The 'Father of Options': How Illicit Moneylending via Put-Call Parity Made a Millionaire
A true story of how Russell Sage circumvented 19th century usury laws with financial engineering
Did you know the "Father of Options" circumvented 19th century usury laws via financial engineering to make $?
Let's dive into the fascinating story of how Russell Sage leveraged put-call parity to become a millionaire, and how put-call-LP parity revolutionizes DeFi options🧵
In this thread we'll:
Show how Russell Sage made millions by subverting the law with options
Use monkeys & bananas to explain put-call parity
Explain why "put-call-LP" parity for DeFi options is as groundbreaking as put-call parity was for TradFi options
What's usury?
Usury, aka predatory lending, is charging an excessive rate of interest on a loan.
Historically, usury was defined as charging *any* interest on a loan and was condemned by major religions & prominent philosophers (Moses, Buddha, Muhammad, Aristotle...).
In 1867, Russell Sage was convicted of violating New York usury laws for charging an 8% annual interest rate on a late loan to a stockbroker. The penalty for Russell was $250 in fines and 5 days in prison (source here).
But this didn't deter him. Russell used his know-how of options to create synthetic loans. He developed OTC options trading on such a grand scale that he was known as "The Father of Puts and Calls", inventor of straddles & strangles, and the "Money King".
But how exactly did the "Money King"💰👑 create loans through options trading? The answer lies in a fundamental concept found in every financial textbook called "put-call parity", which can be used to create synthetic loans.
Imagine a seesaw with 4 types of fruit: apples🍏, peaches🍑, cherries🍒, and bananas🍌.
In order to stay balanced, the seesaw must have a fixed ratio of apples🍏 + peaches🍑 on one side, and cherries🍒 + bananas🍌 on the other side.
Each fruit represents a financial instrument, and the fundamental relationship between the fruits is put-call parity.
🍏 = asset price
🍑 = put price
🍌 = bond price
🍒 = call price
Put-call parity: 🍏 + 🍑 = 🍌 + 🍒
"Mon[k]ey King"🐵👑 be like: "Me like loanshark — me want high interest rate!"
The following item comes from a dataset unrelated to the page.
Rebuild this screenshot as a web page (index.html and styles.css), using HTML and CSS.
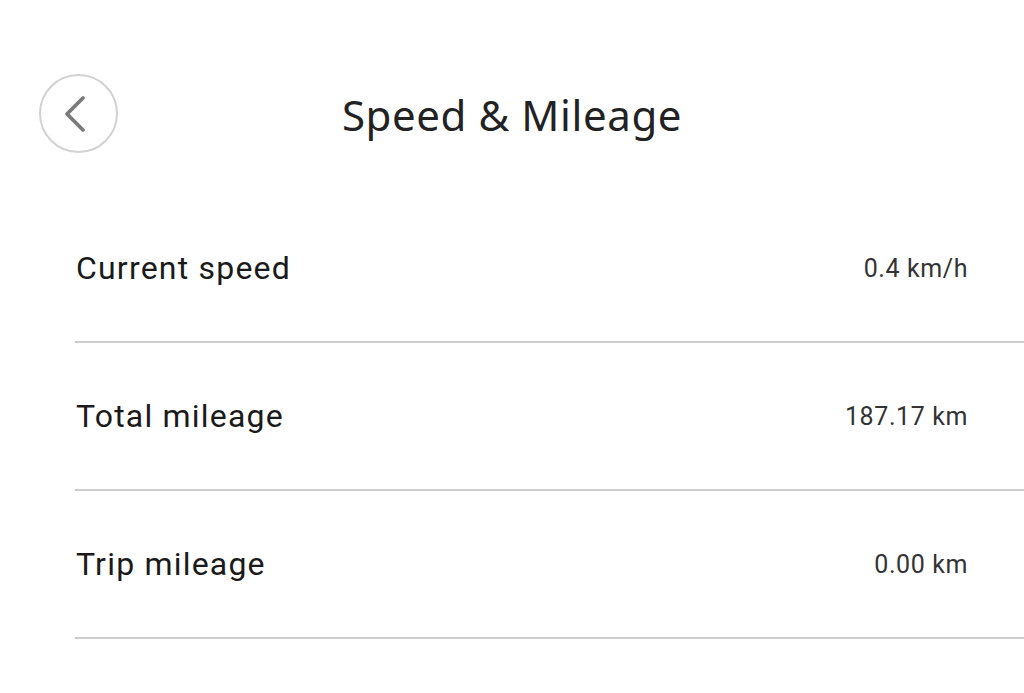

Buying 🍌(bonds) is a fancy way of saying: "Me lend you some money in exchange for interest."
→ So 🐵👑 can loanshark by buying 🍌(bonds — in this case, high yield ones)! 🤯
But 🐵👑 couldn't legally buy bananas🍌 (bonds — the high yield ones). 🚩🚩🚩🐵👑⛓️👮
Instead, he:
Bought apples🍏(asset)
Sold cherries🍒 (calls)
Bought peaches🍑 (puts)
→ Effectively purchasing bananas🍌 (bonds) to create loans at higher interest rates than was legal!
Just as "put-call parity" is fundamental to options, "put-call-LP parity" is fundamental to DeFi options.
Panoptic begins w/ the simple observation that providing concentrated liquidity in Uniswap V3 is analogous to selling options in TradFi.
LP = -Put 🤯
Let's call this observation "put-LP parity": LP = -Put (🍋 = -🍑)
Which means: -LP = Put (-🍋 = 🍑)
→ Panoptic lets you buy peaches 🍑 (puts) by selling lemons 🍋 (LPs) 🤯
How do you buy 🍒 (calls)? Answer: lab-grown synthetics!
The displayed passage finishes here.